===== Given data

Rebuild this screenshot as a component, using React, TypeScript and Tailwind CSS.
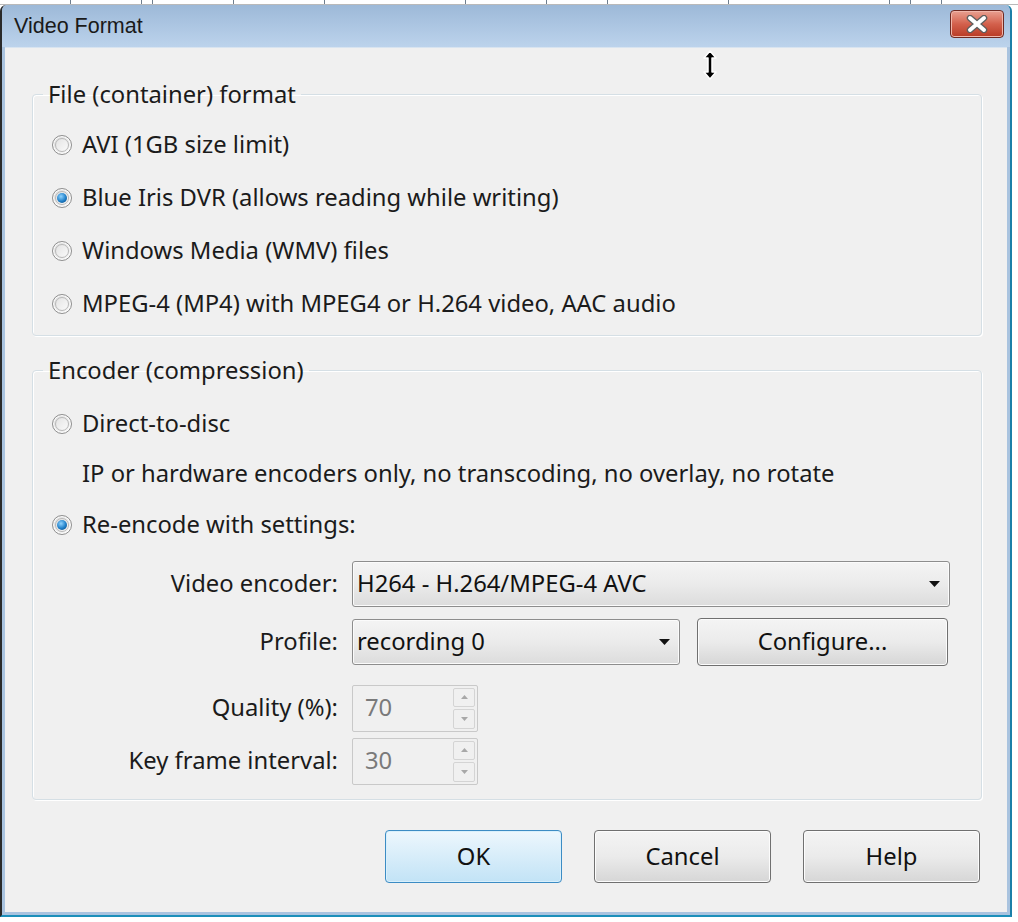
import React from "react";

/**
 * "Video Format" dialog (Win7 Aero style) from Blue Iris.
 * Two group boxes of radio options + encoder rows, then OK/Cancel/Help.
 */

const FONT = { fontFamily: '"Noto Sans", "Open Sans", sans-serif' };

function Radio({ checked, label }: { checked?: boolean; label: string }) {
  return (
    <div className="flex items-center h-[53px]">
      <span className="w-[20px] h-[20px] rounded-full border border-[#8f8f8f] bg-gradient-to-br from-[#d9d9d9] to-[#f7f7f7] flex items-center justify-center shadow-[inset_0_0_0_1px_#ffffff]">
        <span className="w-[14px] h-[14px] rounded-full bg-gradient-to-br from-[#e4e4e4] to-[#fafafa] border border-[#b9b9b9] flex items-center justify-center">
          {checked && (
            <span className="w-[10px] h-[10px] rounded-full bg-[radial-gradient(circle_at_40%_35%,#8fd3ff_0%,#1f7fc8_55%,#0d3f70_100%)]" />
          )}
        </span>
      </span>
      <span className="ml-[10px] text-[23.8px] text-[#1b1b1b]">{label}</span>
    </div>
  );
}

function Caret() {
  return (
    <svg width="11" height="6" viewBox="0 0 11 6">
      <path d="M0 0h11L5.5 6z" fill="#111" />
    </svg>
  );
}

function Select({ value, width }: { value: string; width: string }) {
  return (
    <div
      className={`${width} h-[46px] rounded-[3px] border border-[#8d8d8d] bg-gradient-to-b from-[#f4f4f4] via-[#ebebeb] to-[#dcdcdc] shadow-[inset_0_0_0_1px_#fbfbfb] flex items-center pl-[4px] pr-[9px]`}
    >
      <span className="flex-1 text-[23.8px] text-[#111]">{value}</span>
      <Caret />
    </div>
  );
}

function Spin({ value }: { value: string }) {
  return (
    <div className="w-[126px] h-[47px] border border-[#c9c9c9] rounded-[2px] bg-[#f0f0f0] flex items-stretch">
      <span className="flex-1 flex items-center pl-[12px] text-[23.8px] text-[#7a7a7a]">{value}</span>
      <div className="w-[26px] flex flex-col gap-[2px] p-[2px]">
        <span className="flex-1 border border-[#d4d4d4] rounded-[2px] flex items-center justify-center">
          <svg width="7" height="4" viewBox="0 0 7 4">
            <path d="M0 4h7L3.5 0z" fill="#a8a8a8" />
          </svg>
        </span>
        <span className="flex-1 border border-[#d4d4d4] rounded-[2px] flex items-center justify-center">
          <svg width="7" height="4" viewBox="0 0 7 4">
            <path d="M0 0h7L3.5 4z" fill="#a8a8a8" />
          </svg>
        </span>
      </div>
    </div>
  );
}

function Button({ label, focused, width = "w-[177px]", height = "h-[53px]" }: { label: string; focused?: boolean; width?: string; height?: string }) {
  return (
    <button
      type="button"
      className={
        `${width} ${height} rounded-[4px] border text-[23.8px] text-[#111] flex items-center justify-center ` +
        (focused
          ? "border-[#3c8cc4] bg-gradient-to-b from-[#edf7fd] to-[#c2e3f6] shadow-[inset_0_0_0_1px_#d9f0fc]"
          : "border-[#707070] bg-gradient-to-b from-[#f4f4f4] via-[#ebebeb] to-[#d6d6d6] shadow-[inset_0_0_0_1px_#fcfcfc]")
      }
    >
      {label}
    </button>
  );
}

function Group({ title, children, className }: { title: string; children: React.ReactNode; className?: string }) {
  return (
    <fieldset
      className={`border border-[#d5dfe5] rounded-[4px] shadow-[inset_1px_1px_0_#ffffff,1px_1px_0_#ffffff] ${className ?? ""}`}
    >
      <legend className="ml-[10px] px-[5px] text-[23.8px] text-[#1b1b1b] leading-[28px]">{title}</legend>
      <div className="pl-[19px]">{children}</div>
    </fieldset>
  );
}

function FieldRow({ label, children, h }: { label: string; children: React.ReactNode; h: string }) {
  return (
    <div className={`flex items-center ${h}`}>
      <span className="w-[319px] pr-[14px] text-right text-[23.8px] text-[#1b1b1b]">{label}</span>
      {children}
    </div>
  );
}

export default function App() {
  return (
    <div className="w-[1018px] h-[922px] bg-white relative overflow-hidden" style={FONT}>
      {/* sliver of the window behind */}
      <div className="h-[5px] flex border-b border-[#b9b9b9]">
        {[70, 140, 150, 230, 320, 460, 540, 600, 720, 880, 900, 930, 1080].map((x) => (
          <span key={x} className="w-px h-full bg-[#6d7d8d]" style={{ marginLeft: x === 70 ? 70 : 0, position: "relative", left: x - 70 }} />
        ))}
      </div>

      {/* dialog window */}
      <div className="w-[1012px] h-[912px] border-l-2 border-r-2 border-b-2 border-l-[#2a2a2a] border-r-[#1b7fa8] border-b-[#1b8fba] rounded-tl-[6px] rounded-tr-[6px] bg-[#a9c3df] flex flex-col pl-[3px] pr-[3px] pb-[3px]">
        {/* title bar */}
        <div className="h-[42px] flex items-center bg-gradient-to-b from-[#9db9d8] to-[#bcd3ec] -ml-[3px] -mr-[3px] pl-[12px] pr-[6px] rounded-tl-[6px] rounded-tr-[6px]">
          <span className="flex-1 text-[21.5px] text-[#1a1a1a]" style={{ fontFamily: '"Liberation Sans", "Noto Sans", sans-serif' }}>
            Video Format
          </span>
          <span className="w-[54px] h-[28px] mt-[-4px] rounded-[4px] border border-[#6e2a22] bg-gradient-to-b from-[#e8a091] via-[#d3604c] to-[#b83a24] shadow-[inset_0_0_0_1px_#f0b6aa] flex items-center justify-center">
            <svg width="24" height="18" viewBox="0 0 24 18">
              <path d="M5 3l14 12M19 3L5 15" stroke="#5e5e5e" strokeWidth="6.5" strokeLinecap="round" />
              <path d="M5 3l14 12M19 3L5 15" stroke="#ffffff" strokeWidth="4" strokeLinecap="round" />
            </svg>
          </span>
        </div>

        {/* body */}
        <div className="flex-1 bg-[#f0f0f0] border-t border-[#d8e4f0] flex flex-col pl-[27px] pr-[25px] pt-[32px]">
          <Group title="File (container) format" className="h-[256px] pt-[10px]">
            <Radio label="AVI (1GB size limit)" />
            <Radio checked label="Blue Iris DVR (allows reading while writing)" />
            <Radio label="Windows Media (WMV) files" />
            <Radio label="MPEG-4 (MP4) with MPEG4 or H.264 video, AAC audio" />
          </Group>

          <Group title="Encoder (compression)" className="h-[444px] mt-[20px] pt-[13px]">
            <Radio label="Direct-to-disc" />
            <div className="h-[48px] pl-[30px] flex items-center text-[23.8px] text-[#1b1b1b]">
              IP or hardware encoders only, no transcoding, no overlay, no rotate
            </div>
            <Radio checked label="Re-encode with settings:" />
            <div className="-ml-[19px] flex flex-col">
              <FieldRow label="Video encoder:" h="h-[58px] mt-[4px]">
                <Select value="H264 - H.264/MPEG-4 AVC" width="w-[598px]" />
              </FieldRow>
              <FieldRow label="Profile:" h="h-[58px]">
                <Select value="recording 0" width="w-[328px]" />
                <span className="ml-[17px]">
                  <Button label="Configure..." width="w-[251px]" height="h-[48px]" />
                </span>
              </FieldRow>
              <FieldRow label="Quality (%):" h="h-[60px] mt-[7px]">
                <Spin value="70" />
              </FieldRow>
              <FieldRow label="Key frame interval:" h="h-[46px]">
                <Spin value="30" />
              </FieldRow>
            </div>
          </Group>

          <div className="flex justify-end gap-[32px] mt-[30px] pr-[2px]">
            <Button label="OK" focused />
            <Button label="Cancel" />
            <Button label="Help" />
          </div>
        </div>
      </div>

      {/* resize cursor */}
      <svg className="absolute left-[700px] top-[50px]" width="20" height="30" viewBox="0 0 20 30">
        <path d="M10 1L4 8h4v14H4l6 7 6-7h-4V8h4z" fill="#000" stroke="#fff" strokeWidth="1.5" strokeLinejoin="round" />
      </svg>
    </div>
  );
}
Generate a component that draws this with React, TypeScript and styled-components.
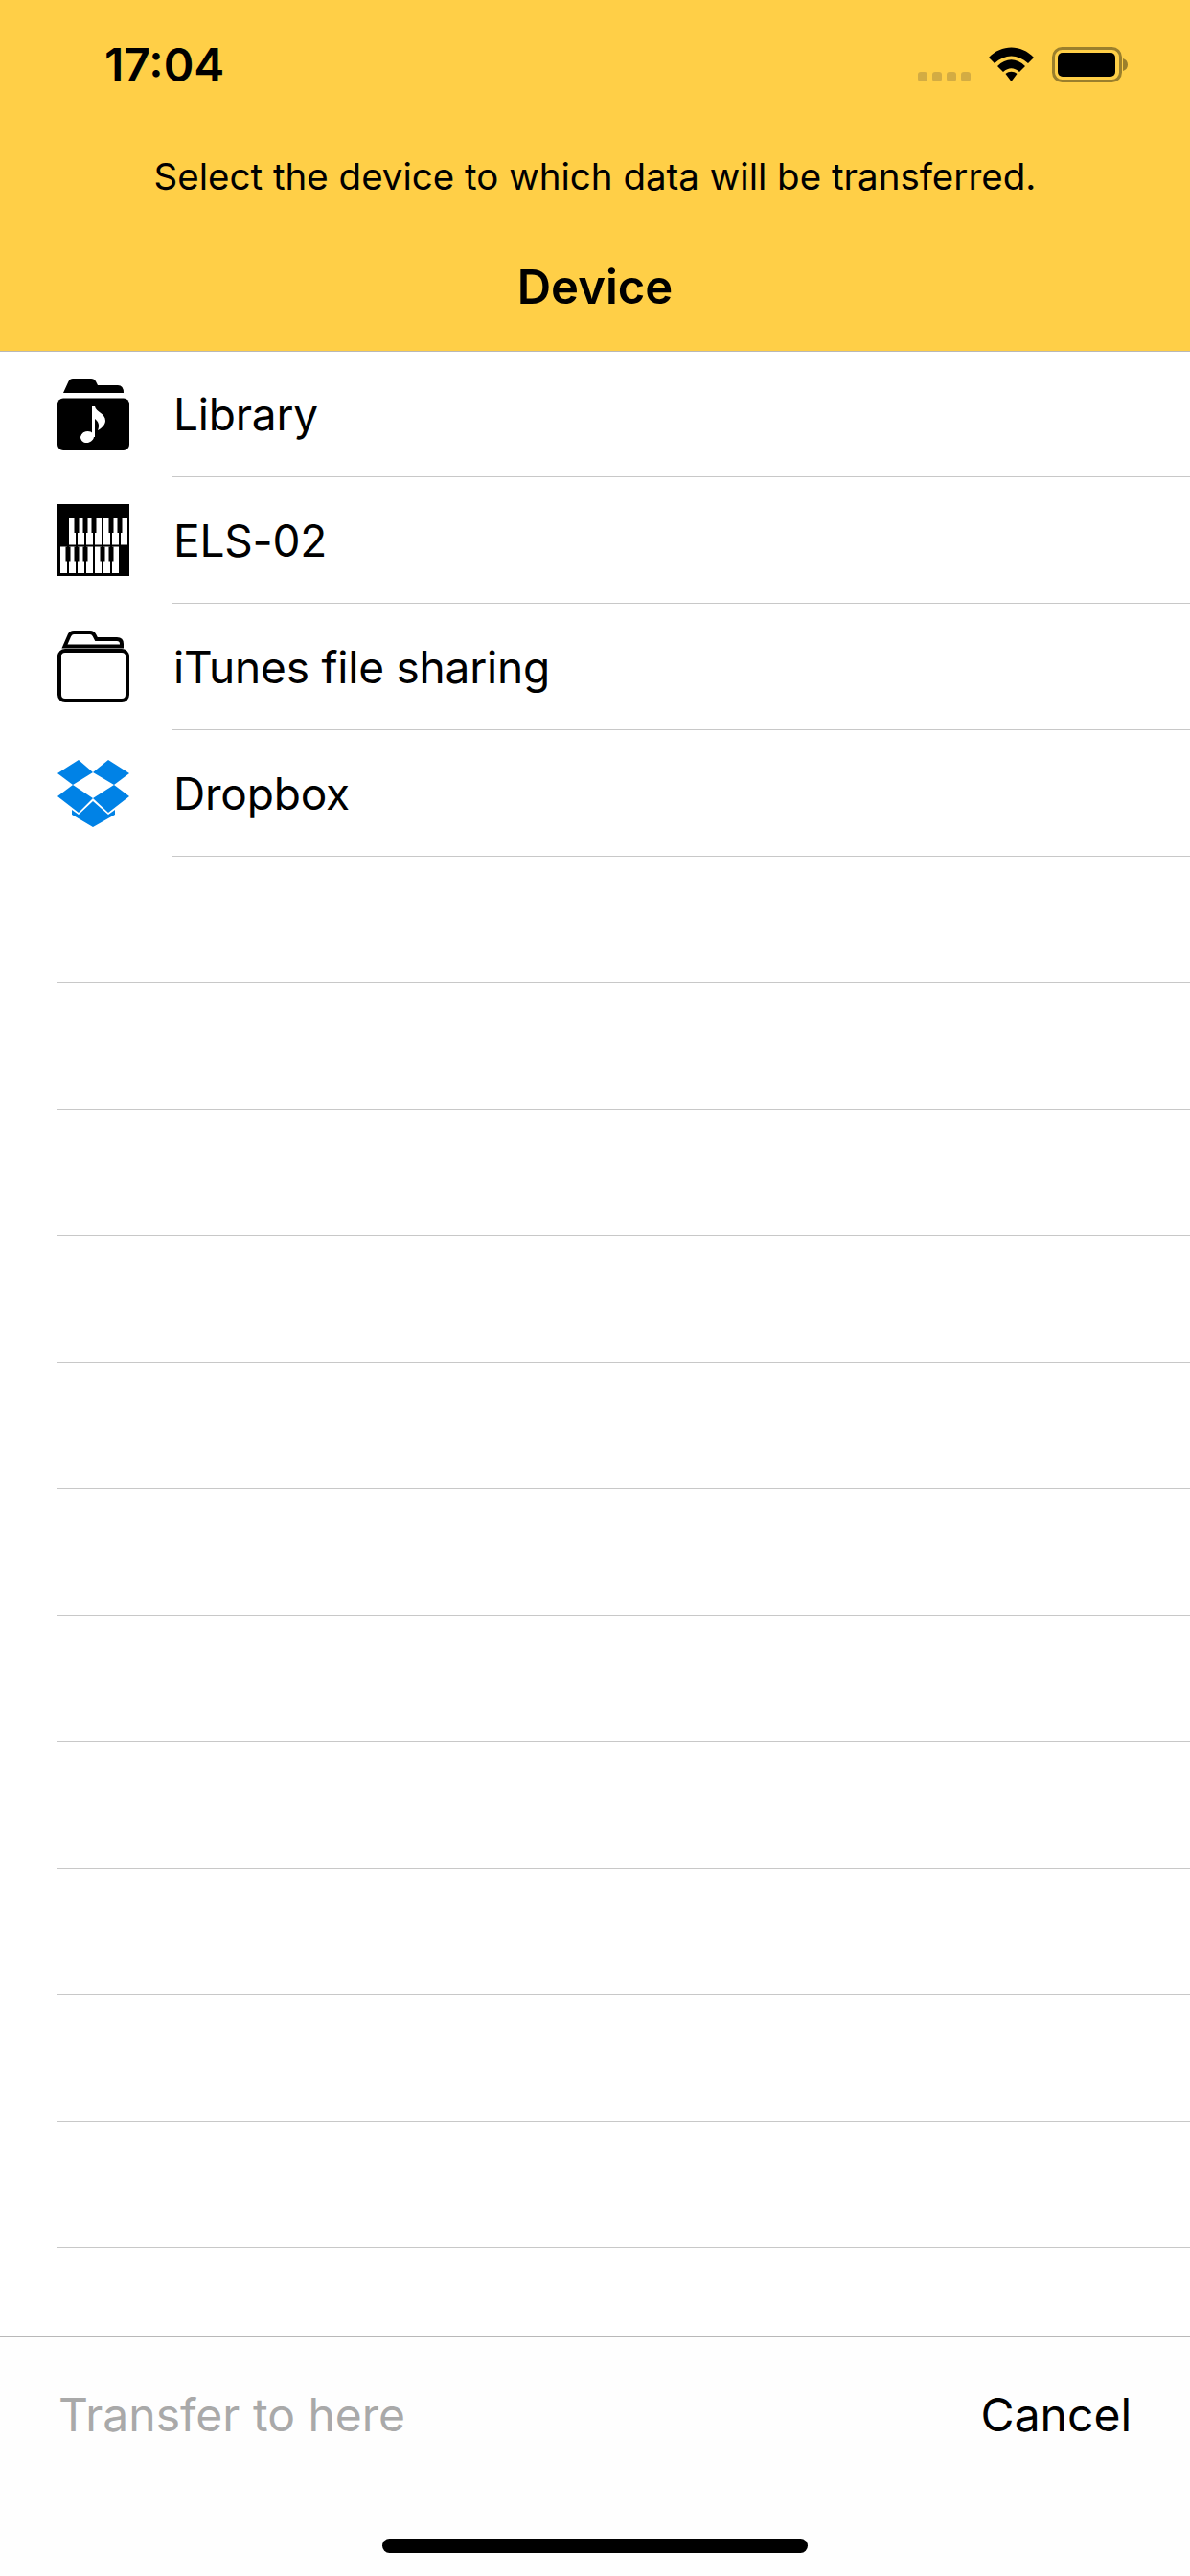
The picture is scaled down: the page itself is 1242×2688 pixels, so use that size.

==========

Request
Filter the listing above by the word "this"; copy each line that passes.

Solved problem
Rebuild this screenshot as a component, using React, TypeScript and Tailwind CSS.
Generate a component that draws this with React, TypeScript and styled-components.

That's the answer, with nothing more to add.